Jump-diffusion models extend continuous-time frameworks by incorporating discrete price jumps with specified intensity and magnitude distributions. These models better capture the fat-tailed return distributions and extreme price movements observed in commodity markets. However, increased model complexity requires more parameters and can lead to overfitting, particularly with limited historical data.

4.3 Reduced-Form vs. Structural Models

Reduced-form models, such as those discussed above, specify price dynamics directly without explicit modeling of supply and demand fundamentals. These models prioritize empirical fit and computational tractability, making them suitable for derivatives pricing and risk management. However, they provide limited economic intuition and may fail during structural market changes.

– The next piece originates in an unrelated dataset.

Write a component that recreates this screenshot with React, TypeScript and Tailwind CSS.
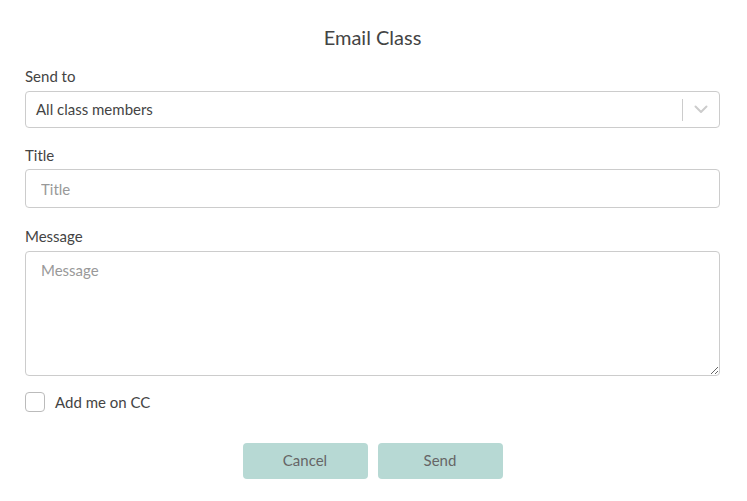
import React from 'react';

export default function App() {
  return (
    <div className="w-[747px] h-[501px] bg-white text-[#444] font-['Lato',sans-serif] text-[15px]">
      <div className="w-[695px] ml-[25px] pt-[25px]">
        <h1 className="text-center text-[20px] leading-[24px] text-[#444] mb-[17px]">Email Class</h1>

        <label className="block leading-[20px] mb-[5px]">Send to</label>
        <div className="flex items-center h-[37px] border border-[#ccc] rounded-[4px]">
          <span className="flex-1 pl-[10px]">All class members</span>
          <span className="w-px h-[22px] bg-[#ccc]" />
          <span className="w-[36px] flex justify-center text-[#ccc]">
            <svg width="14" height="9" viewBox="0 0 14 9" fill="none" stroke="currentColor" strokeWidth="2" strokeLinecap="round" strokeLinejoin="round">
              <path d="M1.5 1.5 7 7l5.5-5.5" />
            </svg>
          </span>
        </div>

        <label className="block leading-[20px] mt-[17px] mb-[4px]">Title</label>
        <input
          placeholder="Title"
          className="block w-full h-[39px] border border-[#ccc] rounded-[4px] px-[15px] text-[15px] placeholder:text-[#999] outline-none"
        />

        <label className="block leading-[20px] mt-[18px] mb-[5px]">Message</label>
        <textarea
          placeholder="Message"
          className="block w-full h-[125px] border border-[#ccc] rounded-[4px] px-[15px] py-[7px] text-[15px] placeholder:text-[#999] outline-none"
        />

        <label className="flex items-center gap-[10px] mt-[15px]">
          <span className="w-[20px] h-[20px] border border-[#bbb] rounded-[4px]" />
          <span>Add me on CC</span>
        </label>

        <div className="flex justify-center gap-[10px] mt-[29px]">
          <button className="w-[125px] h-[36px] rounded-[4px] bg-[#b7d9d4] text-[#666]">Cancel</button>
          <button className="w-[125px] h-[36px] rounded-[4px] bg-[#b7d9d4] text-[#666]">Send</button>
        </div>
      </div>
    </div>
  );
}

Structural models explicitly incorporate supply and demand relationships, inventory dynamics, and production economics. These frameworks offer superior economic interpretation and can better anticipate regime shifts driven by fundamental changes. However, structural models require extensive data on production, consumption, and inventory levels, and their complexity can hinder practical implementation. Hybrid approaches combining structural insights with reduced-form tractability represent an active research frontier.

5. Trading Strategies and Implementation

5.1 Calendar Spread Trading

Calendar spread trading involves simultaneous long and short positions in different contract months of the same commodity, profiting from changes in curve shape rather than outright price direction. These strategies offer several advantages including reduced directional risk, lower margin requirements, and exposure to term structure dynamics. Common calendar spread strategies include front-month vs. deferred-month spreads, seasonal spreads, and butterfly spreads.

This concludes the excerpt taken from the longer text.